During his famous visit to Diyarbakır in 2005, Prime Minister Recep Tayyip Erdoğan acknowledged the reality of the Kurdish problem and promised to solve it. Since then, the Justice and Development Party (AK Party) government has introduced new policies and measures which have broken many taboos in Turkey and paved the way for the “İmralı Process.”
The Kurdish issue is the most difficult and intractable problem Turkey faces. Its long and bloody history is well known and there is no need to repeat it here. No other national or regional issue has caused Turkey as much human, financial and psychological suffering as this one.
Ever since the time of Turgut Özal, numerous attempts have been made to find a lasting solution to the problem but they have all failed. The main reason is that the proposed solutions never sought to change the paradigm that produced the problem in the first place. It is impossible to solve the Kurdish issue without first changing the prevalent notions about the state, the nation, the individual, national security, threat perception, minorities, rights and cultural pluralism. There must be a post-nationalist redefinition of all these concepts.
A proper, rights-centered legal system is indispensable. Yet, a fully functioning advanced democracy entails a certain degree of societal maturity on the most important issues in a nation's life. A mature “politics of acceptance” requires a paradigm shift in our mental constructs, moral attitudes and political choices.
This means that any possible solution to the Kurdish problem, as the one we're discussing in Turkey today, requires the support of all stake holders, from ordinary citizens and politicians to opinion leaders and the media.

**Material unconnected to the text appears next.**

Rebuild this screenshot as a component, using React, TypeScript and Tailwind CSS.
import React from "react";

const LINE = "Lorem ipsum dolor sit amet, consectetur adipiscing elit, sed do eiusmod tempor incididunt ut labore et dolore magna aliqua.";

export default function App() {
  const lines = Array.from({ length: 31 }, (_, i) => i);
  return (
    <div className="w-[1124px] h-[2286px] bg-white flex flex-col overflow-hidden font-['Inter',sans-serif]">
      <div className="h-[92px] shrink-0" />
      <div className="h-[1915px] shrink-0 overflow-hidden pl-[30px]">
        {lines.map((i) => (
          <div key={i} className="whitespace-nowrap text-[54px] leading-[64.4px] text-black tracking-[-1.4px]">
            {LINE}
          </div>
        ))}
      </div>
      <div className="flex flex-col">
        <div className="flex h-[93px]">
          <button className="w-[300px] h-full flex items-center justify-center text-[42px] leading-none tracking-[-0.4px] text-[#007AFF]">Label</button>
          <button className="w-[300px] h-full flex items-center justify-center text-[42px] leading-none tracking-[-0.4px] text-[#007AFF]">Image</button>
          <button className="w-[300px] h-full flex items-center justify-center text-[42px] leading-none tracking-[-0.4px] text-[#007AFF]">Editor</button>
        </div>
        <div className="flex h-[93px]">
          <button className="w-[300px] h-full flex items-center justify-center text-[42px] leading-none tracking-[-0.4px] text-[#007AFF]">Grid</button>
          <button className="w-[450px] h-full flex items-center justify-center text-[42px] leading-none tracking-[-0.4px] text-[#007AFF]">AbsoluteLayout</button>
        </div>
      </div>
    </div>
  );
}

It was against this background that the Erdoğan government launched the democratic initiative in 2009 to solve the same problem. That initiative was based on two essential legs: On the one hand, the democratic rights and civil liberties of all citizens of Turkey including the Kurds would be granted. This has been achieved to an extent never thought possible before. The obstacles before the use of the Kurdish language in prisons, media, political campaigns, etc., have been removed. Kurdish broadcasting and publication has been made legal. There is now a 24-hour public TV station in Kurdish in addition to other private channels.

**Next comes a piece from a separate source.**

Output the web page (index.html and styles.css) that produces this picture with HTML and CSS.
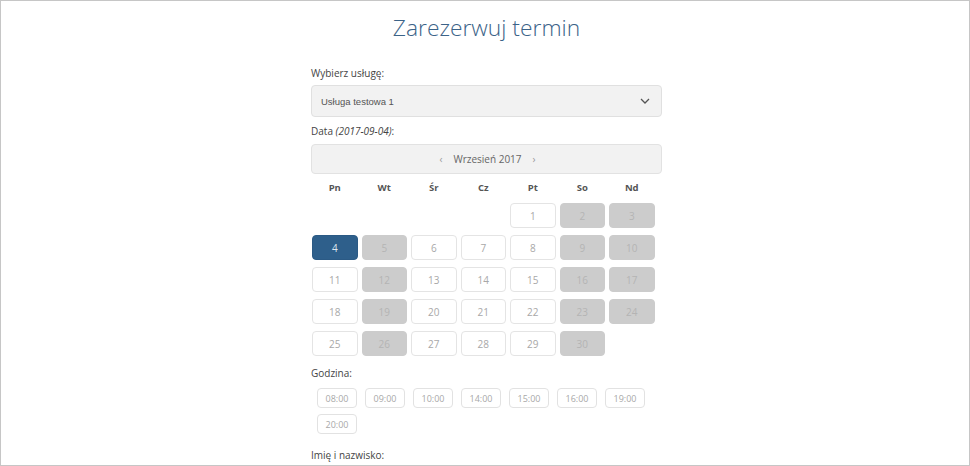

Furthermore, to bridge the development gap, the government has invested billions of dollars in the eastern and southeastern parts of the country. Better-educated and qualified civil servants have been appointed to help with the rapid economic development of the region. New universities have been opened. New airports and major housing projects have been completed. Poverty and unemployment have been largely eradicated and the developmental gap between the eastern and western parts of the country has been brought to a manageable level.
The second leg of the Democratic initiative was the disarmament of the Kurdistan Workers' Party (PKK). This is a sine qua non of any democratic solution. You cannot fight for your democratic rights with non-democratic means. In 2009 and 2010, the PKK refused to lay down its arms. The infamous Habur incident in October of 2009 created a social trauma and was horribly manipulated by the opposition parties and the media. The conclusion that the government drew from all this was that Turkey, as a whole, was not ready for a solution yet.
But the 2009 initiative, though it remained incomplete, was not for nothing. It prepared the ground for the so-called İmralı Process today. Yet, the way ahead is not easy. There are strong signs that PKK will disarm this time, paving the way for broader democratic and judicial measures that the government can take. As a matter of fact, the government is currently working on the fourth judicial package, which will update the current anti-terror laws.
If the PKK does not disarm after all these measures, the new process will come to nothing. The PKK and its supporters also have to overcome their retrograde, petty nationalism -- an expired political ideology which they present as a struggle for Kurdish rights.
A real solution will come when we all move to a post-nationalist, post-terrorist paradigm.